Distance measurement

5.1 General
Distances may be measured by four methods: direct, optical, electromagnetic or GPS. The method used for any particular job depends upon the nature of the ground, the range, the accuracy, the number of distances to be measured, the time available, and the cost and the availability of the equipment. For all but the smallest or largest tasks, electromagnetic distance measurement (EDM) is the simplest choice for terrestrial measurement. GPS measurements provide inter-point distances over any distance and without the need for inter-visibility, but the procedure is somewhat more complex. Before making any measurement, it is wise to obtain an estimate of its value by an approximate method, to reduce the possibility of gross errors. At least three methods are available for this: 1 Pacing is used for rough measurements and to check accurate measurements against gross errors. Test your natural pace over a measured distance, rather than trying to pace metres. The accuracy on smooth ground is about 1 part in 50. 2 A perambulator is a wheel fitted with a revolution counter and is wheeled along the line to be measured. It is more accurate than pacing and is frequently used in measurement for costing of highway repairs. 3 If a suitable map is available, scaling from it will give a close approximation.

5.2 Tape measurements

Tapes are now mainly used only for the quick measurements of short distances (horizontal or vertical). However, they used to be the most accurate method of measuring all distances, so their use was developed to a fine art by surveyors in the first part of the twentieth century. Tape measurements are subject to the following sources of error:

1 inaccuracy in the length of the tape;
2 variations in the length of the tape due to changes in temperature;
3 variations in the length of the tape due to changes in tension;
4 slope (since it is usually the horizontal component of the length that is required);
5 sag on any unsupported spans;
6 errors at the junction of tape lengths.
For further details of precision taping, see Bannister et al. (1998).

Surface taping

Fabric tapes made of linen or preferably of fibreglass are used for low accuracy or detail work. Steel bands or tapes are more accurate but are easily damaged if kinked or trodden on. On smooth ground, an accuracy of about 1/2,000 is attainable. For the highest accuracy:
1 calibrate the tape against a known distance, at the same temperature and tension as will
be used on the job;
2 avoid large changes of temperature by working early, late or on a cloudy day;
3 use a steady pull, ideally by means of a spring balance;
4 correct for slope; if there are marked changes of gradient, measure the slope and note
the length of each section;
5 use the longest tape possible, if the distance is greater than one tape length;
6 take the mean of two measurements in opposite directions.

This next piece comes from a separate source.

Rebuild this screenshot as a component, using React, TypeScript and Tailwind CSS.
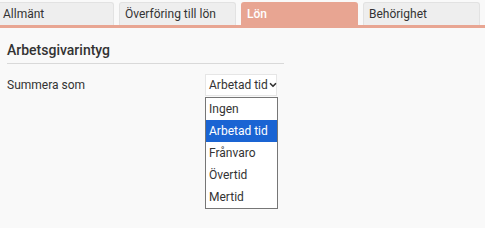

5.3 Optical methods (tachymetry)

The stadia hairs (Figure 4.1) on the reticle of a theodolite or level subtend a particular angle α, usually 1/100 radian. Thus, if a distant vertical staff is viewed horizontally by means of a theodolite, the distance D from the instrument to the staff is given by s/α (i.e. usually 100s) where s is the length of the staff between the two stadia hairs. Either an ordinary levelling staff or a specially made tachymetry staff may be used. This method of determining distance is perfectly straightforward when the line of sight is horizontal, and modern digital levels also use this principle to measure the distance to their (bar-coded) levelling staffs. However, it becomes more complex if the line of sight of a theodolite needs to be inclined by some angle to the horizontal in order to observe the staff. It is not practicable to hold the distant staff perpendicular to such a line of sight; instead, it is still held vertical by means of a spirit level, and the two readings (plus the vertical angle of the theodolite) can be used to obtain both the horizontal distance to the staff and the height difference between the instrument and the base of the staff. The calculations for this form of tachymetry are tiresome, and the technique is now largely obsolete.1 In any case, the accuracy of vertical staff tachymetry is always limited by the fact that lines of sight defined by the two stadia hairs are differently affected by atmospheric refraction. For distances up to about 50 m, a form of horizontal staff tachymetry, known as subtense, is still sometimes used. A special staff called a subtense bar, usually 2 or 3 m long, is mounted horizontally and at right angles to the direction of view. The horizontal angle subtended at the instrument is then measured, and the horizontal distance can be deduced by simple trigonometry.

Surface taping

Fabric tapes made of linen or preferably of fibreglass are used for low accuracy or detail
work. Steel bands or tapes are more accurate but are easily damaged if kinked or trodden
on. On smooth ground, an accuracy of about 1/2,000 is attainable. For the highest
accuracy:
1 calibrate the tape against a known distance, at the same temperature and tension as will
be used on the job;
2 avoid large changes of temperature by working early, late or on a cloudy day;
3 use a steady pull, ideally by means of a spring balance;
4 correct for slope; if there are marked changes of gradient, measure the slope and note
the length of each section;
5 use the longest tape possible, if the distance is greater than one tape length;
6 take the mean of two measurements in opposite directions.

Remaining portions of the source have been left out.